Liputan6.com, Jakarta – PT Sri Rejeki Isman (Sritex) Tbk (SRIL) telah dinyatakan pailit oleh Pengadilan Niaga Kota Semarang. Keputusan pailit diambil oleh pengadilan setelah PT Indo Bharat Rayon, salah satu kreditur Sritex, mengajukan pembatalan perdamaian dalam Penundaan Kewajiban Pembayaran Utang (PKPU).
Terkait pailit tersebut, Sritex memiliki utang sebesar USD 1,59 miliar hingga 30 Juni 2024. Utang itu setara Rp 25,14 triliun (asumsi kurs dolar Amerika Serikat terhadap rupiah di kisaran 15.738). Dari total utang tersebut sebagian merupakan utang ke bank dan lembaga kembiayaan.
Apakah hal ini berbahaya bagi industri perbankan?
Kepala Eksekutif Pengawas Perbankan Otoritas Jasa Keuangan (OJK) Dian Ediana Rae mengatakan bahwa kemampuan kreditur Sritex masih cukup memadai untuk mengatasi potensi kerugian akibat utang.
Total utang Sritex per September 2024 mencapai Rp 14,64 triliun, terdiri dari Rp 14,42 triliun kepada 27 bank serta Rp220 miliar kepada tiga perusahaan pembiayaan.

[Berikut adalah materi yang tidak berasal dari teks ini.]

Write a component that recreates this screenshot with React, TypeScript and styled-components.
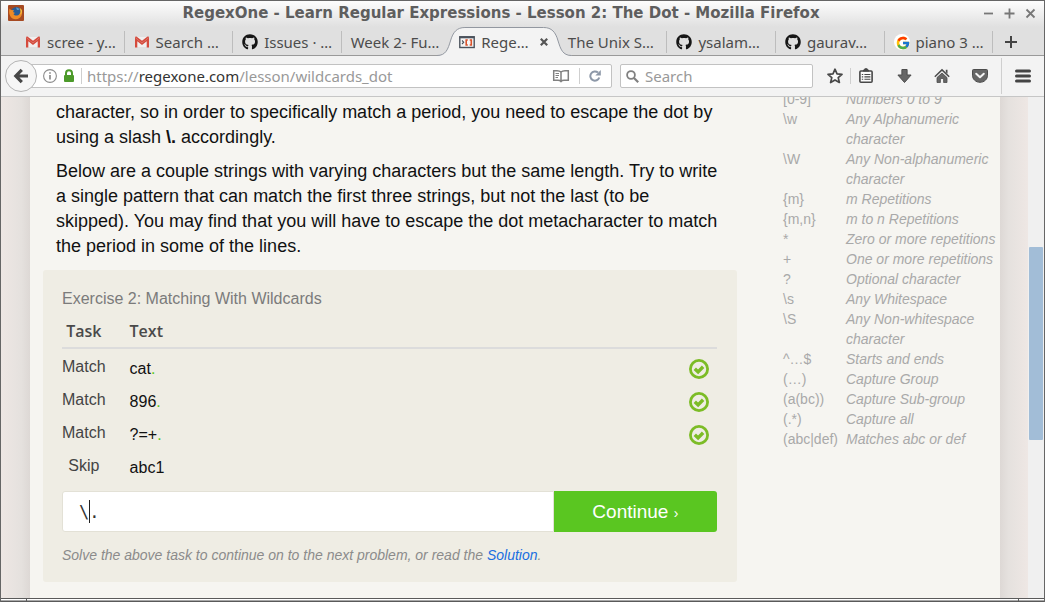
import React from "react";
import styled, { createGlobalStyle, css } from "styled-components";
import { FaGithub } from "react-icons/fa6";
import { FcGoogle } from "react-icons/fc";

const sans = `"Liberation Sans", Arial, sans-serif`;
const ui = `"Noto Sans", "Open Sans", sans-serif`;

const GlobalStyle = createGlobalStyle`
  *, *::before, *::after { box-sizing: border-box; }
  body { margin: 0; font-family: ${sans}; }
  button, input { font: inherit; border: 0; padding: 0; background: none; color: inherit; }
  svg { display: block; flex: none; }
`;

/* ---------- window frame ---------- */

const Window = styled.div`
  display: flex;
  flex-direction: column;
  height: 100vh;
  overflow: hidden;
  border: 1px solid #666;
  border-bottom: 0;
  background: #f3f3f3;
`;

const TitleBar = styled.header`
  display: grid;
  grid-template-columns: 28px 1fr 70px;
  align-items: center;
  height: 26px;
  flex: none;
  padding: 0 8px 2px 7px;
  background: linear-gradient(#fdfdfd, #e0e0e0);
`;

const WindowTitle = styled.h1`
  margin: 0;
  text-align: center;
  white-space: nowrap;
  font: bold 15px/20px "DejaVu Sans", sans-serif;
  color: #5e5e5e;
`;

const WindowButtons = styled.div`
  display: flex;
  justify-content: flex-end;
  gap: 10px;
`;

const IconButton = styled.button`
  display: grid;
  place-items: center;
  flex: none;
  cursor: pointer;
`;

const StatusEdge = styled.div`
  display: flex;
  flex: none;
  height: 4px;
  margin: 0 -1px;
  border-top: 1px solid #5a5a5a;
  border-bottom: 1px solid #5a5a5a;
  background: linear-gradient(#fff 50%, #a8a8a8 50%);
  justify-content: space-between;
  padding: 0 26px;

  &::before,
  &::after {
    content: "";
    width: 1px;
    background: #5a5a5a;
  }
`;

/* ---------- tabs ---------- */

const TabStrip = styled.nav`
  display: flex;
  align-items: stretch;
  flex: none;
  height: 29px;
  padding-left: 15px;
  border-bottom: 1px solid #9a9a9a;
  background: #e0e0e0;
`;

const Tab = styled.button<{ $active?: boolean; $divider?: boolean }>`
  position: relative;
  display: flex;
  align-items: center;
  gap: 6px;
  flex: 1;
  min-width: 0;
  padding: 1px 0 0 9px;
  white-space: nowrap;
  text-align: left;
  font: 15px/20px ${ui};
  color: #4c4c4c;
  cursor: pointer;

  > * { position: relative; }

  ${(p) =>
    p.$divider &&
    css`
      &::after {
        content: "";
        position: absolute;
        right: 0;
        top: 4px;
        bottom: 2px;
        width: 1px;
        background: #bdbdbd;
      }
    `}
  ${(p) => p.$active && css`z-index: 1;`}
`;

const TabShape = styled.svg`
  && {
    position: absolute;
    left: -13px;
    top: 0;
    width: calc(100% + 26px);
    height: 29px;
  }
`;

const TabClose = styled.span`
  margin-left: auto;
  padding-right: 11px;
`;

const NewTab = styled(IconButton)`
  width: 36px;
  margin-right: 15px;
  padding-top: 2px;
`;

/* ---------- toolbar ---------- */

const Toolbar = styled.div`
  display: flex;
  align-items: center;
  flex: none;
  height: 41px;
  padding: 0 12px 0 4px;
  border-bottom: 1px solid #c6c6c6;
  background: #f3f3f3;
`;

const BackButton = styled(IconButton)`
  position: relative;
  z-index: 1;
  width: 32px;
  height: 32px;
  border: 1px solid #b4b4b4;
  border-radius: 50%;
  background: #f6f6f6;
`;

const Field = styled.div`
  display: flex;
  align-items: center;
  height: 24px;
  border: 1px solid #c2c2c2;
  border-radius: 2px;
  background: #fff;
  font: 15px/20px ${ui};
  color: #999;
`;

const UrlField = styled(Field)`
  flex: 1;
  gap: 6px;
  margin-left: -12px;
  padding: 0 10px 0 17px;
  b { font-weight: 400; color: #333; }
`;

const UrlText = styled.div`
  flex: 1;
  margin-left: -1px;
  white-space: nowrap;
  outline: 0;
`;

const PageActions = styled.div`
  display: flex;
  align-items: center;
  gap: 9px;
`;

const SearchField = styled(Field).attrs({ as: "label" })`
  width: 193px;
  margin: 0 13px 0 8px;
  padding: 0 5px;
  gap: 6px;
  input { flex: 1; min-width: 0; outline: 0; }
  input::placeholder { color: #999; opacity: 1; }
`;

const Divider = styled.span<{ $h?: number }>`
  flex: none;
  width: 1px;
  height: ${(p) => p.$h ?? 16}px;
  background: #cfcfcf;
`;

const ToolButton = styled(IconButton)`
  width: 18px;
  height: 24px;
`;

const Tools = styled.div`
  display: flex;
  align-items: center;
  gap: 20px;
`;

const StarGroup = styled.div`
  display: flex;
  align-items: center;
  gap: 6px;
`;

const MenuGroup = styled.div`
  display: flex;
  align-items: center;
  gap: 12px;
  margin-left: -8px;
`;

/* ---------- page ---------- */

const Viewport = styled.div`
  display: flex;
  flex: 1;
  min-height: 0;
  overflow: hidden;
`;

const Margin = styled.div<{ $side: "left" | "right" }>`
  flex: none;
  width: ${(p) => (p.$side === "left" ? 29 : 28)}px;
  background: linear-gradient(to ${(p) => p.$side}, #ddd8d5, #e5e1de 30%, #eee7e4);
`;

const Page = styled.main`
  display: grid;
  grid-template-columns: minmax(0, 1fr) 217px;
  gap: 46px;
  flex: 1;
  min-width: 0;
  padding-left: 13px;
  background: #f6f5f1;
`;

const Scrollbar = styled.div`
  flex: none;
  width: 16px;
  padding: 150px 1px 0;
  background: #f0f0f0;
`;

const Thumb = styled.div`
  height: 193px;
  border-radius: 1px;
  background: #a2bdd7;
`;

const Lesson = styled.article`
  padding-top: 3px;
`;

const Paragraph = styled.p`
  margin: 0 0 9px;
  padding: 0 10px 0 13px;
  font-size: 18px;
  line-height: 25px;
  color: #111;
`;

const Exercise = styled.section`
  margin-top: 11px;
  padding: 19px 20px 17px 19px;
  border-radius: 3px;
  background: #efede4;
`;

const ExerciseTitle = styled.h2`
  margin: 0 0 10px;
  font-size: 16px;
  font-weight: 400;
  line-height: 20px;
  color: #7b7b7b;
`;

const TaskTable = styled.table`
  width: 100%;
  border-collapse: collapse;
  font-size: 16px;
  line-height: 20px;
  color: #111;

  th {
    padding: 2px 0 6px;
    border-bottom: 2px solid #dcdcdc;
    text-align: left;
    font: 600 16px/20px "Open Sans", "Noto Sans", sans-serif;
    color: #4a4a4a;
  }
  td { height: 33px; padding: 4px 0 0; }
  th:first-child, td:first-child {
    width: 67px;
    padding-right: 24px;
    text-align: center;
  }
  td:first-child { padding-top: 0; color: #444; }
  td:last-child { width: 28px; }
  td:last-child svg { width: 20px; height: 20px; }
  tbody tr:first-child td { height: 35px; padding-top: 6px; }
  tbody tr:first-child td:first-child { padding-top: 2px; }
`;

const Hit = styled.span`
  color: #5ac621;
`;

const AnswerForm = styled.form`
  display: flex;
  height: 41px;
  margin-top: 9px;
`;

const AnswerBox = styled.label`
  position: relative;
  flex: 3;
  border: 1px solid #e3e1d6;
  border-radius: 3px 0 0 3px;
  background: #fff;
  font: 17px/39px "DejaVu Sans Mono", monospace;
  color: #333;

  input {
    width: 100%;
    height: 100%;
    padding-left: 16px;
    outline: 0;
  }
`;

const Caret = styled.span`
  position: absolute;
  left: calc(16px + 1ch);
  top: 8px;
  width: 1px;
  height: 23px;
  background: #222;
`;

const Continue = styled.button`
  flex: 1;
  border-radius: 0 3px 3px 0;
  background: #5ac621;
  color: #fff;
  font-size: 19px;
  cursor: pointer;
  small { font-size: 14px; }
`;

const Hint = styled.p`
  margin: 13px 0 0;
  font-size: 14px;
  font-style: italic;
  line-height: 20px;
  color: #8b8b8b;
  a { color: #1a6fe0; text-decoration: none; }
`;

const Reference = styled.table`
  width: 100%;
  height: max-content;
  margin-top: -8px;
  border-collapse: collapse;
  font-size: 14px;
  line-height: 20px;
  color: #a9a9a9;

  th, td { padding: 0; text-align: left; vertical-align: top; font-weight: 400; }
  th { width: 63px; white-space: nowrap; }
  td { font-style: italic; }
`;

/* ---------- icons ---------- */

const FirefoxIcon = () => (
  <svg width="16" height="16" viewBox="0 0 16 16">
    <rect width="16" height="16" rx="1" fill="#a64a22" />
    <circle cx="8.5" cy="7.5" r="5.5" fill="#2a5d96" />
    <path d="M8 2.5c2 0 3 1 3.500 2.200L9 5z" fill="#5f9cc9" />
    <path d="M1.500 3.500 3 5l3 .3-1 1.700 2 1-1.500 1c1 2 4.500 2 6 0 1.200-1.500 1.200-4 0-6 3.500 2 3.500 7.500 0 10-3 2.200-7.500 1.500-9.300-2C.8 8.500 1 5.500 1.500 3.500z" fill="#f08a24" />
    <path d="M11.500 3c1.500 2 1.800 4.500.5 6.500 1.500-.5 2-2 2-3.500 0-1.200-1.200-2.500-2.500-3z" fill="#f7c23c" />
  </svg>
);

const GmailIcon = () => (
  <svg width="16" height="16" viewBox="0 0 16 16">
    <path d="M2 3h12v10H2z" fill="#f1efef" />
    <path d="M1 13.500V3.500L8 9l7-5.500v10h-2.300V7.300L8 11 3.300 7.300v6.200z" fill="#d54b3d" />
    <path d="M1 3.500C1 2.500 2 2.200 2.800 2.800L8 6.800l5.200-4c.8-.6 1.800-.3 1.800.7L8 9z" fill="#d54b3d" />
  </svg>
);

const GoogleIcon = () => (
  <svg width="16" height="16" viewBox="0 0 16 16">
    <circle cx="8" cy="8" r="8" fill="#fff" />
    <FcGoogle x="1.500" y="1.500" width="13" height="13" />
  </svg>
);

const RegexOneIcon = () => (
  <svg width="16" height="16" viewBox="0 0 16 16" fill="none">
    <rect x=".8" y="2.800" width="14.400" height="10.700" fill="#f6f6f6" stroke="#4b525c" strokeWidth="1.400" />
    <path d="M.5 3.300h15" stroke="#4b525c" strokeWidth="2" />
    <path d="m3 6.500 1.700 1.700L3 10" stroke="#4b525c" strokeWidth="1.100" />
    <path d="M8.800 6H7.200v5h1.600M10.700 6h1.600v5h-1.600" stroke="#d9532c" strokeWidth="1.600" />
  </svg>
);

const CrossIcon = () => (
  <svg width="8" height="8" viewBox="0 0 8 8" stroke="#555" strokeWidth="2.200">
    <path d="m.8.8 6.400 6.400M7.200.8.8 7.200" />
  </svg>
);

const PlusIcon = () => (
  <svg width="12" height="12" viewBox="0 0 12 12" stroke="#444" strokeWidth="2">
    <path d="M6 0v12M0 6h12" />
  </svg>
);

const frameGlyphs = {
  Minimize: "M1 5.500h9",
  Maximize: "M5.500.5v10M.5 5.500h10",
  Close: "m1.500 1.500 8 8m0-8-8 8",
};

const BackIcon = () => (
  <svg width="16" height="16" viewBox="0 0 16 16" fill="none" stroke="#474747" strokeWidth="3.200">
    <path d="M8.800 1.800 2.800 8l6 6.200M3 8h12" />
  </svg>
);

const InfoIcon = () => (
  <svg width="14" height="14" viewBox="0 0 14 14" fill="none" stroke="#8c8c8c">
    <circle cx="7" cy="7" r="6.400" strokeWidth="1.100" />
    <path d="M7 6v4.500M7 3.200v1.600" strokeWidth="1.700" />
  </svg>
);

const LockIcon = () => (
  <svg width="12" height="14" viewBox="0 0 12 14">
    <path d="M3 7V4.200a3 3 0 0 1 6 0V7" fill="none" stroke="#4c9a2a" strokeWidth="2" />
    <rect x="1" y="6" width="10" height="7" rx="1" fill="#4c9a2a" />
  </svg>
);

const ReaderIcon = () => (
  <svg width="18" height="14" viewBox="0 0 18 14" fill="none" stroke="#808080">
    <path d="M9 3C8 2 6.500 1.700 5 1.700H1.700v9.600H6c1.300 0 2.300.3 3 1.200.7-.9 1.700-1.200 3-1.200h4.300V1.700H13c-1.500 0-3 .3-4 1.300zM9 3v9" strokeWidth="1.500" />
    <path d="M3.500 4.500H7M3.500 6.500H7M3.500 8.500H6" />
  </svg>
);

const ReloadIcon = () => (
  <svg width="12" height="12" viewBox="0 0 12 12">
    <path d="M10.300 7.500A4.600 4.600 0 1 1 9 2.600" fill="none" stroke="#8d98a8" strokeWidth="2" />
    <path d="M11.800 0v5.400H6.300z" fill="#8d98a8" />
  </svg>
);

const SearchIcon = () => (
  <svg width="13" height="13" viewBox="0 0 13 13" fill="none" stroke="#808080">
    <circle cx="5" cy="5" r="3.900" strokeWidth="1.800" />
    <path d="m8 8 4.200 4.200" strokeWidth="2.200" />
  </svg>
);

const StarIcon = () => (
  <svg width="16" height="16" viewBox="0 0 16 16" fill="#fbfbfb" stroke="#484848" strokeWidth="1.700" strokeLinejoin="round">
    <path d="m8 1.200 2 4.600 5 .5-3.800 3.300 1.200 4.900L8 11.900l-4.400 2.600 1.200-4.900L1 6.300l5-.5z" />
  </svg>
);

const ClipboardIcon = () => (
  <svg width="14" height="16" viewBox="0 0 14 16" fill="none" stroke="#484848">
    <rect x=".9" y="3" width="12.200" height="11.200" rx="1" fill="#fbfbfb" strokeWidth="1.600" />
    <path d="M4 3 5.800.8h2.400L10 3z" fill="#484848" />
    <path d="M2.800 6.500h1.400M5.400 6.500h6M2.800 8.900h1.400M5.400 8.900h6M2.800 11.300h1.400M5.400 11.300h6" strokeWidth="1.100" />
  </svg>
);

const DownloadIcon = () => (
  <svg width="15" height="16" viewBox="0 0 15 16">
    <path d="M4.900 1.500h5.200V7h4L7.500 14.500.9 7h4z" fill="#666" stroke="#4c4c4c" />
  </svg>
);

const HomeIcon = () => (
  <svg width="16" height="16" viewBox="0 0 16 16">
    <path d="M.8 8.700 8 1.900l7.200 6.800" fill="none" stroke="#4c4c4c" strokeWidth="1.500" />
    <path d="M11.800 1.800h1.700v4l-1.700-1.600z" fill="#4c4c4c" />
    <path d="M3 9.600 8 5l5 4.600v4.900H9.600v-4H6.400v4H3z" fill="#666" stroke="#4c4c4c" strokeWidth=".8" />
  </svg>
);

const PocketIcon = () => (
  <svg width="16" height="16" viewBox="0 0 16 16">
    <path d="M1.500 1.500h13q1 0 1 1v4.800c0 4-3.300 7-7.500 7s-7.500-3-7.500-7V2.500q0-1 1-1z" fill="#666" stroke="#4c4c4c" />
    <path d="m4.200 5.700 3.800 3.600 3.800-3.600" fill="none" stroke="#f3f3f3" strokeWidth="2" strokeLinecap="round" strokeLinejoin="round" />
  </svg>
);

const MenuIcon = () => (
  <svg width="16" height="14" viewBox="0 0 16 14" stroke="#444" strokeWidth="3" strokeLinecap="round">
    <path d="M1.500 2h13M1.500 7h13M1.500 12h13" />
  </svg>
);

const CheckIcon = () => (
  <svg viewBox="0 0 20 20" fill="none" stroke="#7cbc26" role="img" aria-label="Matched">
    <circle cx="10" cy="10" r="8.600" strokeWidth="2.800" />
    <path d="m5.800 9.700 3.300 3.200 5-5.200" strokeWidth="3.400" />
  </svg>
);

/* ---------- data ---------- */

const github = <FaGithub size={16} color="#161616" />;

const tabs: { label: string; icon?: React.ReactNode; active?: boolean; divider?: boolean }[] = [
  { label: "scree - y…", icon: <GmailIcon />, divider: true },
  { label: "Search …", icon: <GmailIcon />, divider: true },
  { label: "Issues · …", icon: github, divider: true },
  { label: "Week 2- Fu…" },
  { label: "Rege…", icon: <RegexOneIcon />, active: true },
  { label: "The Unix S…", divider: true },
  { label: "ysalam…", icon: github, divider: true },
  { label: "gaurav…", icon: github, divider: true },
  { label: "piano 3 …", icon: <GoogleIcon />, divider: true },
];

const tasks = [
  { task: "Match", text: "cat", hit: "." },
  { task: "Match", text: "896", hit: "." },
  { task: "Match", text: "?=+", hit: "." },
  { task: "Skip", text: "abc1", hit: "" },
];

const reference = [
  ["[0-9]", "Numbers 0 to 9"],
  ["\\w", "Any Alphanumeric character"],
  ["\\W", "Any Non-alphanumeric character"],
  ["{m}", "m Repetitions"],
  ["{m,n}", "m to n Repetitions"],
  ["*", "Zero or more repetitions"],
  ["+", "One or more repetitions"],
  ["?", "Optional character"],
  ["\\s", "Any Whitespace"],
  ["\\S", "Any Non-whitespace character"],
  ["^…$", "Starts and ends"],
  ["(…)", "Capture Group"],
  ["(a(bc))", "Capture Sub-group"],
  ["(.*)", "Capture all"],
  ["(abc|def)", "Matches abc or def"],
];

const tools: [string, React.ReactNode][] = [
  ["Downloads", <DownloadIcon />],
  ["Home", <HomeIcon />],
  ["Pocket", <PocketIcon />],
];

export default function App() {
  return (
    <Window>
      <GlobalStyle />
      <TitleBar>
        <FirefoxIcon />
        <WindowTitle>RegexOne - Learn Regular Expressions - Lesson 2: The Dot - Mozilla Firefox</WindowTitle>
        <WindowButtons>
          {Object.entries(frameGlyphs).map(([name, d]) => (
            <IconButton key={name} aria-label={name}>
              <svg width="11" height="11" viewBox="0 0 11 11" stroke="#777" strokeWidth="1.800">
                <path d={d} />
              </svg>
            </IconButton>
          ))}
        </WindowButtons>
      </TitleBar>

      <TabStrip>
        {tabs.map((t) => (
          <Tab key={t.label} $active={t.active} $divider={t.divider}>
            {t.active && (
              <TabShape viewBox="0 0 135 29" preserveAspectRatio="none">
                <path d="M0 28.500C9 28.500 11 22 13.500 14C16 5 20 .5 28 .5h79c8 0 12 4.500 14.500 13.500C124 22 126 28.500 135 28.500V29H0z" fill="#f3f3f3" />
                <path d="M0 28.500C9 28.500 11 22 13.500 14C16 5 20 .5 28 .5h79c8 0 12 4.500 14.500 13.500C124 22 126 28.500 135 28.500" fill="none" stroke="#9297a0" />
              </TabShape>
            )}
            {t.icon}
            <span>{t.label}</span>
            {t.active && (
              <TabClose>
                <CrossIcon />
              </TabClose>
            )}
          </Tab>
        ))}
        <NewTab aria-label="New tab">
          <PlusIcon />
        </NewTab>
      </TabStrip>

      <Toolbar>
        <BackButton aria-label="Back">
          <BackIcon />
        </BackButton>
        <UrlField>
          <InfoIcon />
          <LockIcon />
          <Divider />
          <UrlText role="textbox" aria-label="Address" contentEditable suppressContentEditableWarning spellCheck={false}>
            https://<b>regexone.com</b>/lesson/wildcards_dot
          </UrlText>
          <PageActions>
            <ReaderIcon />
            <Divider />
            <IconButton aria-label="Reload">
              <ReloadIcon />
            </IconButton>
          </PageActions>
        </UrlField>
        <SearchField>
          <SearchIcon />
          <input type="text" placeholder="Search" aria-label="Search" />
        </SearchField>
        <Tools>
          <StarGroup>
            <ToolButton aria-label="Bookmark this page"><StarIcon /></ToolButton>
            <Divider />
            <ToolButton aria-label="Show bookmarks"><ClipboardIcon /></ToolButton>
          </StarGroup>
          {tools.map(([name, icon]) => (
            <ToolButton key={name} aria-label={name}>{icon}</ToolButton>
          ))}
          <MenuGroup>
            <Divider $h={36} />
            <ToolButton aria-label="Menu"><MenuIcon /></ToolButton>
          </MenuGroup>
        </Tools>
      </Toolbar>

      <Viewport>
        <Margin $side="left" />
        <Page>
          <Lesson>
            <Paragraph>
              character, so in order to specifically match a period, you need to escape the dot by
              using a slash <b>\.</b> accordingly.
            </Paragraph>
            <Paragraph>
              Below are a couple strings with varying characters but the same length. Try to write
              a single pattern that can match the first three strings, but not the last (to be
              skipped). You may find that you will have to escape the dot metacharacter to match
              the period in some of the lines.
            </Paragraph>
            <Exercise>
              <ExerciseTitle>Exercise 2: Matching With Wildcards</ExerciseTitle>
              <TaskTable>
                <thead>
                  <tr>
                    <th>Task</th>
                    <th>Text</th>
                    <th />
                  </tr>
                </thead>
                <tbody>
                  {tasks.map((t) => (
                    <tr key={t.text}>
                      <td>{t.task}</td>
                      <td>
                        {t.text}
                        <Hit>{t.hit}</Hit>
                      </td>
                      <td>{t.hit && <CheckIcon />}</td>
                    </tr>
                  ))}
                </tbody>
              </TaskTable>
              <AnswerForm onSubmit={(e) => e.preventDefault()}>
                <AnswerBox>
                  <input type="text" defaultValue="\." aria-label="Pattern" />
                  <Caret />
                </AnswerBox>
                <Continue type="submit">
                  Continue <small>›</small>
                </Continue>
              </AnswerForm>
              <Hint>
                Solve the above task to continue on to the next problem, or read the <a href="#solution">Solution</a>.
              </Hint>
            </Exercise>
          </Lesson>
          <Reference>
            <tbody>
              {reference.map(([symbol, meaning]) => (
                <tr key={symbol}>
                  <th scope="row">{symbol}</th>
                  <td>{meaning}</td>
                </tr>
              ))}
            </tbody>
          </Reference>
        </Page>
        <Margin $side="right" />
        <Scrollbar>
          <Thumb />
        </Scrollbar>
      </Viewport>
      <StatusEdge />
    </Window>
  );
}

“Cadangan agregat yang telah dibentuk pada bank dan perusahaan pembiayaan masing-masing sebesar 83,34 persen dan 63,95 persen. Nah, ini saya kira sudah cukup memadai ya untuk mem-back up potensi kerugian kepada kreditur,” ucapnya.
Ia mengatakan bahwa lembaga pembiayaan pastinya telah mempertimbangkan berbagai aspek keamanan perkreditan, termasuk juga mengenai kemampuan debitur untuk membayar, sebelum memberikan pembiayaan kepada perusahaan tersebut.
“Kemacetan kredit dalam dunia bisnis itu dari waktu ke waktu memang sering terjadi ya, sehingga memang prudential regulation atau ketentuan kehati-hatian dalam konteks perbankan ini memang sudah mencantumkan hal tersebut,” ujarnya.